[SOURCE DATA]:
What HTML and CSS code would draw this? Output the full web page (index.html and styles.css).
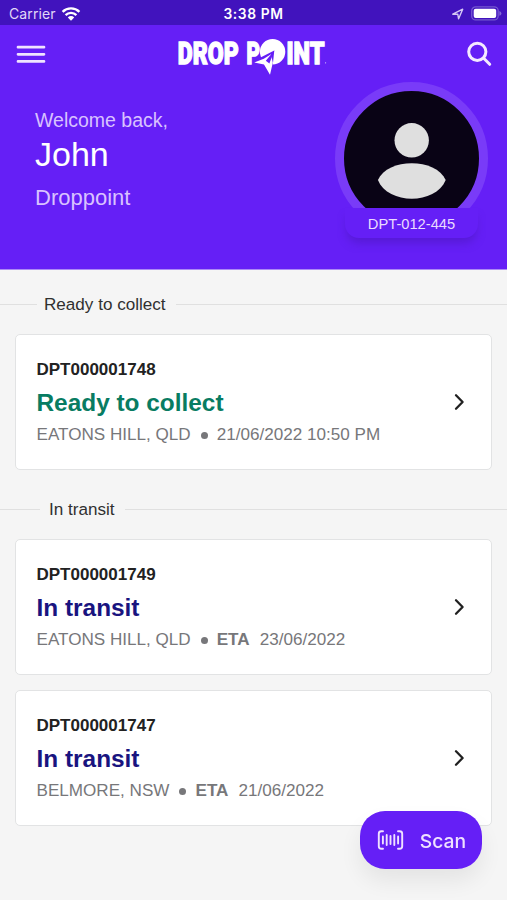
FILE: index.html
```html
<!DOCTYPE html>
<html lang="en">
<head>
<meta charset="utf-8">
<meta name="viewport" content="width=device-width, initial-scale=1">
<title>Drop Point</title>
<link rel="stylesheet" href="styles.css">
</head>
<body>
<div class="status">
  <div class="carrier"><span>Carrier</span>
    <svg width="20" height="16" viewBox="0 0 20 16"><g fill="none" stroke="#fff" stroke-width="2.4"><path d="M1.6 5.8a12 12 0 0 1 16.8 0M4.6 9.1a7.7 7.7 0 0 1 10.8 0"/></g><path fill="#fff" d="M6.8 11.4a4.6 4.6 0 0 1 6.4 0L10 14.7z"/></svg>
  </div>
  <span class="clock">3:38 PM</span>
  <div class="power">
    <svg width="12" height="12" viewBox="0 0 12 12"><path d="M.8 6.2 10.7 1.2 6.6 10.8 5.8 6.3z" fill="none" stroke="#d5c8f5" stroke-width="1.4" stroke-linejoin="round"/></svg>
    <svg width="31" height="15" viewBox="0 0 31 15"><rect x=".7" y=".9" width="26.5" height="13" rx="4" fill="none" stroke="#7558d0" stroke-width="1.3"/><rect x="2.7" y="2.8" width="22.5" height="9.2" rx="2" fill="#fff"/><path d="M28.4 5v4.8q2-.7 2-2.4T28.4 5" fill="#8367d8"/></svg>
  </div>
</div>
<header class="hero">
  <nav class="nav">
    <svg class="menu" width="30" height="20" viewBox="0 0 30 20"><path d="M2 2.2h26M2 9.3h26M2 16.4h26" stroke="#efe3ff" stroke-width="2.7" stroke-linecap="round"/></svg>
    <svg class="logo" width="150" height="56" viewBox="0 -12 150 56" role="img" aria-label="Drop Point">
      <g class="wordmark">
        <text x="0.8" y="24.5" textLength="61" lengthAdjust="spacingAndGlyphs">DROP</text>
        <text x="69.5" y="24.5" textLength="13.5" lengthAdjust="spacingAndGlyphs">P</text>
        <text x="109.5" y="24.5" textLength="38" lengthAdjust="spacingAndGlyphs">INT</text>
      </g>
      <circle cx="95.6" cy="12.8" r="12.7" fill="#fff"/>
      <path d="M97.3 11.5 82.5 19l-4 3 14.3 8 3-4.5z" fill="#651ff6"/>
      <path d="M94 15.2 86.8 19.8l-9.6 3.8 9.8 1.9 6 10.3 2.8-12.1z" fill="#fff"/>
      <path d="M97.3 11.5 88.8 21.8l3.6 2.6z" fill="#651ff6"/>
      <circle cx="148.6" cy="23.8" r=".6" fill="#d7c3ff"/>
    </svg>
    <svg width="28" height="28" viewBox="0 0 28 28"><g fill="none" stroke="#f4eaff" stroke-width="3" stroke-linecap="round"><circle cx="12.3" cy="11.8" r="8.6"/><path d="m18.7 18.3 6 6"/></g></svg>
  </nav>
  <div class="intro">
    <div class="greeting">
      <p class="welcome">Welcome back,</p>
      <p class="name">John</p>
      <p class="org">Droppoint</p>
    </div>
    <div class="profile">
      <div class="avatar">
        <svg width="135" height="134" viewBox="0 0 135 134"><circle cx="67.7" cy="49.3" r="17.2" fill="#dfdfdf"/><path d="M33.9 89C43.5 66.5 92 66.5 101.7 89 91.5 114 44 114 33.9 89z" fill="#dfdfdf"/></svg>
      </div>
      <span class="member">DPT-012-445</span>
    </div>
  </div>
</header>
<main>
  <h2 class="divider"><span>Ready to collect</span></h2>
  <article class="card">
    <div>
      <p class="id">DPT000001748</p>
      <p class="state ready">Ready to collect</p>
      <p class="meta"><span class="place">EATONS HILL, QLD</span><i class="dot"></i><span>21/06/2022 10:50 PM</span></p>
    </div>
    <svg width="12" height="18" viewBox="0 0 12 18"><path d="m3 2.3 6.6 6.7L3 15.7" class="chevron"/></svg>
  </article>
  <h2 class="divider transit-divider"><span>In transit</span></h2>
  <article class="card">
    <div>
      <p class="id">DPT000001749</p>
      <p class="state transit">In transit</p>
      <p class="meta"><span class="place">EATONS HILL, QLD</span><i class="dot"></i><b>ETA</b><span>23/06/2022</span></p>
    </div>
    <svg width="12" height="18" viewBox="0 0 12 18"><path d="m3 2.3 6.6 6.7L3 15.7" class="chevron"/></svg>
  </article>
  <article class="card">
    <div>
      <p class="id">DPT000001747</p>
      <p class="state transit">In transit</p>
      <p class="meta"><span class="place">BELMORE, NSW</span><i class="dot"></i><b>ETA</b><span>21/06/2022</span></p>
    </div>
    <svg width="12" height="18" viewBox="0 0 12 18"><path d="m3 2.3 6.6 6.7L3 15.7" class="chevron"/></svg>
  </article>
</main>
<button class="scan">
  <svg width="28" height="22" viewBox="0 0 28 22"><g fill="none" stroke="#efe1ff" stroke-width="1.9" stroke-linecap="round"><path d="M6 2.2H4.3Q1.8 2.2 1.8 4.7v12.6q0 2.5 2.5 2.5H6M21 2.2h1.7q2.5 0 2.5 2.5v12.6q0 2.5-2.5 2.5H21"/><path d="M5.9 7.5v7M9.7 6v10M13.5 7v8M17.3 6v10M21.1 7.5v7"/></g></svg>
  <span>Scan</span>
</button>
</body>
</html>
```
FILE: styles.css
```css
* { box-sizing: border-box; }
body {
  margin: 0;
  height: 900px;
  overflow: hidden;
  background: #f5f5f5;
  font-family: "Liberation Sans", Arial, sans-serif;
}
p, h2 { margin: 0; }
svg { display: block; flex: none; }
.status {
  height: 25px;
  padding: 2px 4px 0 9px;
  display: grid;
  grid-template-columns: 1fr auto 1fr;
  align-items: center;
  background: #4113bd;
  color: #fff;
  font: 14px/20px Inter, sans-serif;
}
.carrier { display: flex; align-items: center; gap: 5px; color: #e1d8f7; letter-spacing: .1px; }
.clock { font-weight: 600; font-size: 13.8px; letter-spacing: .6px; margin-left: -5px; }
.power { display: flex; justify-content: flex-end; align-items: center; gap: 7px; padding-right: 1px; }
.hero { height: 245px; background: #651ff6; border-bottom: 1px solid #ac8af5; }
.nav { height: 57px; padding: 0 14px 0 16px; display: flex; align-items: center; justify-content: space-between; }
.menu { margin-top: 2px; }
.logo { margin: 2px 0 0 -8px; overflow: visible; }
.wordmark { font: 900 31.5px Roboto, sans-serif; fill: #fff; stroke: #fff; stroke-width: 1.4px; }
.intro { display: flex; justify-content: space-between; padding: 0 19px 0 35px; }
.greeting { padding-top: 26px; }
.welcome { font-size: 19.5px; line-height: 24px; color: #d9c2ff; }
.name { font-size: 34px; line-height: 40px; margin-top: 2px; color: #fff; }
.org { font-size: 22px; line-height: 26px; margin-top: 11px; color: #d9c2ff; }
.profile { width: 153px; }
.avatar { width: 153px; height: 153px; border: 9px solid #793bf8; border-radius: 50%; background: #090315; }
.member {
  position: relative;
  display: block;
  width: 133px;
  height: 30px;
  margin: -27px auto 0;
  border-radius: 0 0 14px 14px;
  background: #651ff6;
  box-shadow: 0 7px 8px -2px #4e18c3a0;
  color: #eadbff;
  font-size: 14.7px;
  line-height: 33px;
  text-align: center;
}
.divider {
  display: flex;
  align-items: center;
  gap: 11px;
  height: 24px;
  margin-top: 22px;
  color: #303030;
  font-size: 17.1px;
  font-weight: 400;
}
.divider span { margin: 0 -4px 0 -4px; padding-top: 2px; }
.divider::before, .divider::after { content: ""; height: 1px; background: #e0e0e0; }
.divider::before { width: 37px; }
.divider::after { flex: 1; margin-left: 3px; }
.transit-divider { margin-top: 27px; }
.transit-divider::before { width: 40px; }
.transit-divider span { margin-left: -2px; }
.card {
  height: 136px;
  margin: 18px 15px 14px;
  padding: 23px 26px 0 20.5px;
  display: flex;
  justify-content: space-between;
  background: #fff;
  border: 1px solid #e2e3e4;
  border-radius: 5px;
}
.card > svg { margin-top: 35px; }
.card + .card { margin-top: 15px; }
.id { font-size: 17px; line-height: 24px; font-weight: 700; color: #222; }
.state { font-size: 24.4px; line-height: 30px; font-weight: 700; margin-top: 6px; }
.ready { color: #087c62; }
.transit { color: #19147f; }
.meta { display: flex; align-items: center; font-size: 17.1px; line-height: 24px; margin-top: 5px; color: #77777a; }
.meta b { margin-right: 10px; }
.dot { width: 7px; height: 7px; border-radius: 50%; background: #77777a; margin: 0 9px 0 10px; }
.chevron { fill: none; stroke: #202020; stroke-width: 2.3; stroke-linecap: round; stroke-linejoin: round; }
.scan {
  position: fixed;
  right: 25px;
  bottom: 31px;
  width: 122px;
  height: 58px;
  padding: 0 16px 0 17px;
  border: 0;
  border-radius: 25px;
  display: flex;
  align-items: center;
  justify-content: space-between;
  background: #651ff6;
  box-shadow: 0 12px 22px #00000012;
  color: #efe1ff;
  font: 500 19.3px Inter, sans-serif;
}
.scan span { padding-top: 2px; }
```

[WORK INSTRUCTIONS]:
Gather every line from the listing above in which the word "index" appears.

[ANSWER]:
What HTML and CSS code would draw this? Output the full web page (index.html and styles.css).
FILE: index.html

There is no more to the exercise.